Potsdam, 23. April 2024 – Ein verfassungsrechtliches und ein gesundheitsökonomisches Gutachten entkräften die vom Bundesgesundheitsministerium (BMG) vorgestellten Eckpunkte für eine Apothekenreform. Obwohl der Referentenentwurf für eine von Bundesgesundheitsminister Karl Lauterbach seit Monaten angekündigte Apothekenreform noch nicht vorliegt, hatte die ABDA – Bundesvereinigung Deutscher Apothekerverbände zwei Studien beauftragt. Einerseits sollte juristisch geklärt werden, ob die von Minister Lauterbach verfolgte „Apotheke ohne Apothekerin oder Apotheker“ zulässig ist. Andererseits wurde wirtschaftlich geprüft, wie sich die vom Ministerium angekündigte Umverteilung des Apothekenhonorars auf die chronisch unterfinanzierten Apotheken auswirken würde.
 
Der ehemalige Bundesverfassungsrichter Prof.
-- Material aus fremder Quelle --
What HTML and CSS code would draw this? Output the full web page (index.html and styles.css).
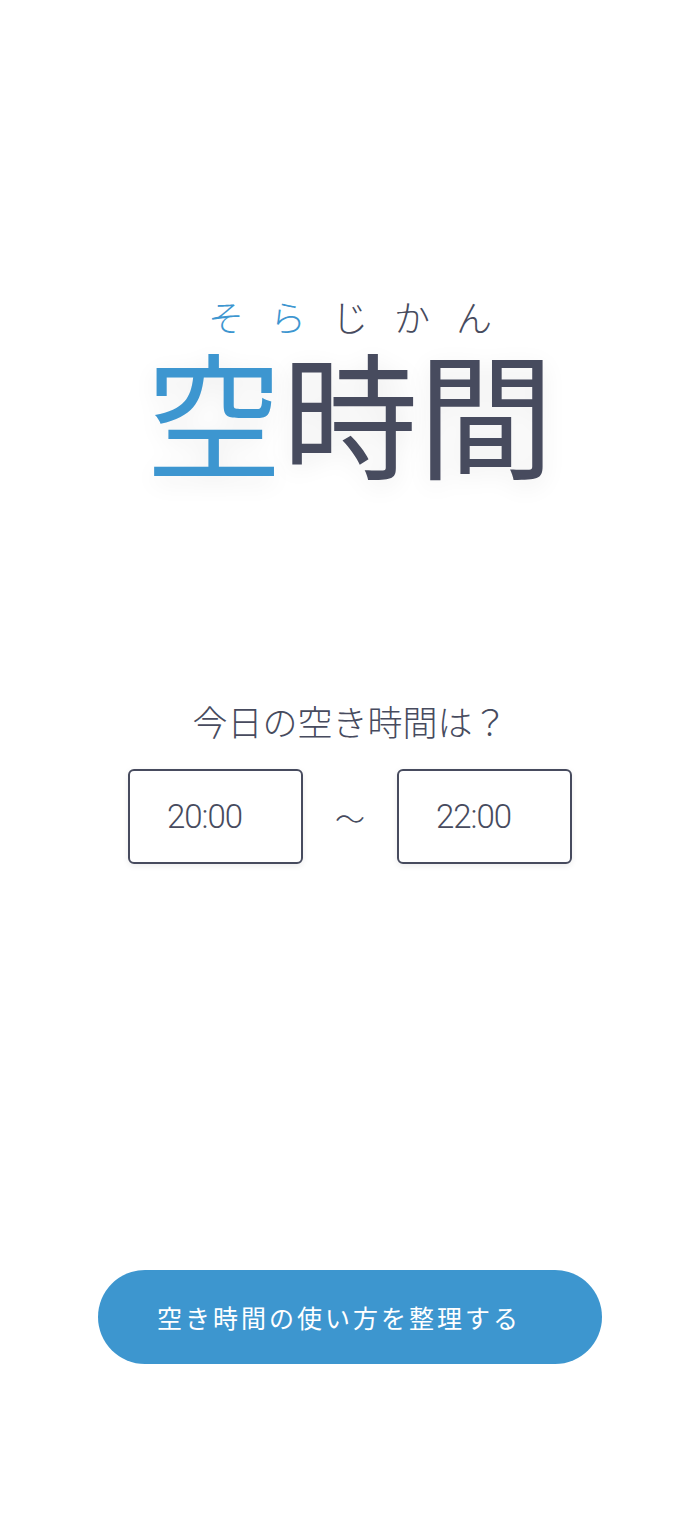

Dr. Dr. Udo Di Fabio stellt in seinem Rechtsgutachten „Apothekerliche Präsenzpflicht in der Apotheke“ fest: „Mit der Ausgestaltung und Aufsicht über das Apothekenwesen erfüllt der Staat eine Schutzpflicht aus dem Grundrecht auf Leben und körperliche Unversehrtheit.“. Weiter schreibt er: „Der Gesetzgeber verfügt bei der Erfüllung des Verfassungsauftrags der Arzneimittelsicherheit und der Wahrung des Patientenwohls über einen Gestaltungsspielraum.“. Di Fabio schlussfolgert daraus, dass jeder gesetzgeberische Schritt „in Richtung einer Entfernung vom Leitbild persönlicher Kontrolle der Arzneimittelabgabe durch einen pharmazeutisch qualifizierten Apotheker oder eine Apothekerin als Grundrechtseingriff im Hinblick auf Eignung und Erforderlichkeit zu beurteilen ist“. ABDA-Präsidentin Gabriele Regina Overwiening sagt dazu: „Das Gutachten von Professor Di Fabio beweist unwiderruflich, dass eine Versorgung über Apotheken ohne Apothekerinnen und Apotheker einen Grundrechtseingriff darstellen würde. Ohnehin warnen wir seit Monaten vor solchen Vorschlägen, weil sich für unsere Patientinnen und Patienten dadurch Qualitätseinbußen und Leistungskürzungen ergeben würden.“.
 
Der Gießener Volkswirtschaftsprofessor Dr. Georg Götz beantwortet in seinem Gutachten die Frage „Bremst die BMG-Honorarreform das Apothekensterben?“. Wenn der variable Apothekenzuschlag – wie vom Ministerium geplant – schrittweise von 3 auf 2 Prozent abgesenkt wird und im Gegenzug der fixe Zuschlag um die dadurch freiwerdenden Mittel ansteigt, dürfte sich laut Götz für die Bevölkerung keinerlei Verbesserung der Arzneimittelversorgung ergeben: „Bei unveränderten Krankenkassenausgaben führt sie zu keinem nennenswerten Gewinnanstieg bei den ertragsschwachen Apotheken.“. Die geplanten BMG-Maßnahmen seien nicht ausreichend, um ein weiteres Absinken der Apothekenzahl zu verhindern. Vielmehr seien mit Blick auf die wirtschaftlichen Kennzahlen der Apotheken „zusätzliche Mittel“ nötig, um den Negativtrend zu stoppen. DAV-Vorsitzender Dr. Hans-Peter Hubmann kommentiert: „Das Gutachten belegt eindrücklich, dass die Pläne und Ankündigungen des BMG nichts als Nebelkerzen sind. Keine einzige Apotheke könnte durch sie gerettet werden. Herr Lauterbach nähme somit wissentlich in Kauf, dass immer mehr Menschen weitere Wege zu ihrer nächsten Apotheke zurücklegen müssten und die Versorgung der Bevölkerung immer mehr ausdünnt.“.